'Posh and Becks' Deal With Fame's Downside

ByABC News
April 24, 2003, 9:40 PM

April 25, 2003 — -- Take a dashing, wildly popular British sports star who wears diamond earrings and headbands, then add a beautiful pop singer who has a penchant for designer clothes, and you have created an English obsession.

Meet the Beckhams 29-year-old Victoria, better known as Posh Spice of the '90s pop phenomenon the Spice Girls, and David, at 27, already a soccer legend with world famous Manchester United.

They're rich and glamorous, a match made in tabloid heaven. As Victoria Newton of The Sun, one of Britain's most popular tabloids, put it, "It was like a dream come true." Newton said, "They're now our royalty. Once Princess Diana died we didn't have anybody else to put on the front pages every day."

Bonnie Fuller, editor in chief of Us magazine, describes the pair as the J. Lo and Ben Affleck of the British world.

The couple's new multimillion-dollar estate in London, dubbed Beckingham Palace, is worthy of their status. They're enjoying the glow of life on the front pages, but Britain's most glamorous couple has learned some tough lessons about life in the spotlight.

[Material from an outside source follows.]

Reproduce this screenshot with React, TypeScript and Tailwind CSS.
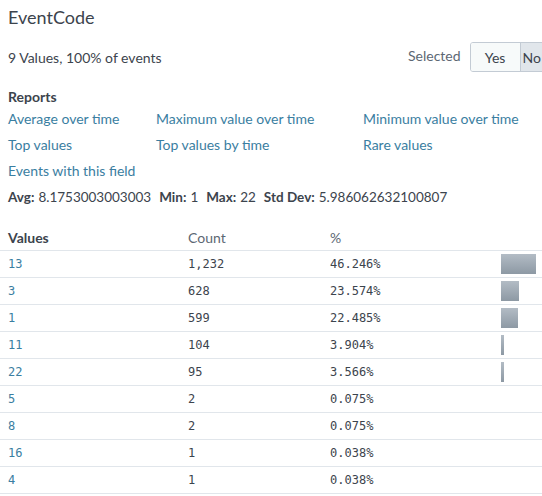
import React from "react";

const rows = [
  { v: "13", c: "1,232", p: 46.246 },
  { v: "3", c: "628", p: 23.574 },
  { v: "1", c: "599", p: 22.485 },
  { v: "11", c: "104", p: 3.904 },
  { v: "22", c: "95", p: 3.566 },
  { v: "5", c: "2", p: 0.075 },
  { v: "8", c: "2", p: 0.075 },
  { v: "16", c: "1", p: 0.038 },
  { v: "4", c: "1", p: 0.038 },
];

export default function App() {
  const sans = { fontFamily: "Lato, 'Open Sans', sans-serif" };
  return (
    <div className="w-[542px] h-[496px] overflow-hidden bg-white text-[#3c444d]" style={sans}>
      <div className="px-2 pt-[5px]">
        <div className="text-[18px] leading-[24px] text-[#3c444d]">EventCode</div>
        <div className="flex items-center justify-between mt-[13px] h-[30px] relative">
          <div className="text-[14px] text-[#3c444d] mt-[1px]">9 Values, 100% of events</div>
          <div className="absolute left-[400px] top-0 flex items-center">
            <span className="text-[14px] text-[#5c6773] mr-[9px] -mt-[4px]">Selected</span>
            <div className="flex h-[30px] border border-[#c3cbd4] rounded-[3px] overflow-hidden">
              <div className="w-[49px] flex items-center justify-center text-[14px] bg-[#f7fafa] text-[#3c444d]">Yes</div>
              <div className="w-[50px] flex items-center justify-start pl-[2px] text-[14px] bg-[#e1e6eb] border-l border-[#c3cbd4] text-[#3c444d]">No</div>
            </div>
          </div>
        </div>
        <div className="mt-[16px] text-[14px] font-bold leading-[18px]">Reports</div>
        <div className="text-[14px] text-[#3a7ea1] -mt-[1px]">
          <div className="flex h-[26px] items-center">
            <span className="w-[148px]">Average over time</span>
            <span className="w-[207px]">Maximum value over time</span>
            <span>Minimum value over time</span>
          </div>
          <div className="flex h-[26px] items-center">
            <span className="w-[148px]">Top values</span>
            <span className="w-[207px]">Top values by time</span>
            <span>Rare values</span>
          </div>
          <div className="flex h-[26px] items-center">
            <span>Events with this field</span>
          </div>
        </div>
        <div className="flex h-[26px] items-center text-[13.5px] text-[#3c444d] mt-[1px]">
          <span className="font-bold mr-1">Avg:</span>
          <span className="mr-[8px]">8.1753003003003</span>
          <span className="font-bold mr-1">Min:</span>
          <span className="mr-[8px]">1</span>
          <span className="font-bold mr-1">Max:</span>
          <span className="mr-[8px]">22</span>
          <span className="font-bold mr-1">Std Dev:</span>
          <span>5.986062632100807</span>
        </div>
      </div>
      <div className="mt-[14px]">
        <div className="grid grid-cols-[180px_142px_171px_1fr] h-[27px] items-center border-b border-[#e1e6eb] text-[14px]">
          <div className="pl-2 font-bold">Values</div>
          <div className="pl-2 text-[#5c6773]">Count</div>
          <div className="pl-2 text-[#5c6773]">%</div>
          <div />
        </div>
        {rows.map((r) => (
          <div
            key={r.v}
            className="grid grid-cols-[180px_142px_171px_1fr] h-[27px] items-center border-b border-[#e1e6eb] text-[12px]"
            style={{ fontFamily: "'DejaVu Sans Mono', monospace" }}
          >
            <div className="pl-2 text-[#3a7ea1]">{r.v}</div>
            <div className="pl-2 text-[#3c444d]">{r.c}</div>
            <div className="pl-2 text-[#3c444d]">{r.p.toFixed(3)}%</div>
            <div className="pl-2 flex items-center">
              {r.p * 0.76 >= 1 && (
                <div
                  className="h-[20px] bg-gradient-to-b from-[#b3bcc5] to-[#8d99a4]"
                  style={{ width: Math.round(r.p * 0.76) }}
                />
              )}
            </div>
          </div>
        ))}
      </div>
    </div>
  );
}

"I think it it's very, very difficult, because obviously everything they say isn't always going to be positive," Victoria tells 20/20's Deborah Roberts. David agreed, saying, "It's sometimes hard to cope with. But, you know, we've got used to it now. We understand that it's part and parcel of, you know, us being famous."

Indeed, fame on this grand scale is what Victoria dreamed of growing up in suburban London as a timid, awkward teenager yearning for stardom. "I wanted to be one of the kids from Fame. I just wanted to be famous. I wanted to be a dancer. Then I wanted to be a singer," she said.

Her dream was fulfilled nine years ago when she answered an ad to audition for an all-girl singing group, which would become the sensation of the decade called the Spice Girls. They struck gold with their first single and later went on to sell 40 million records.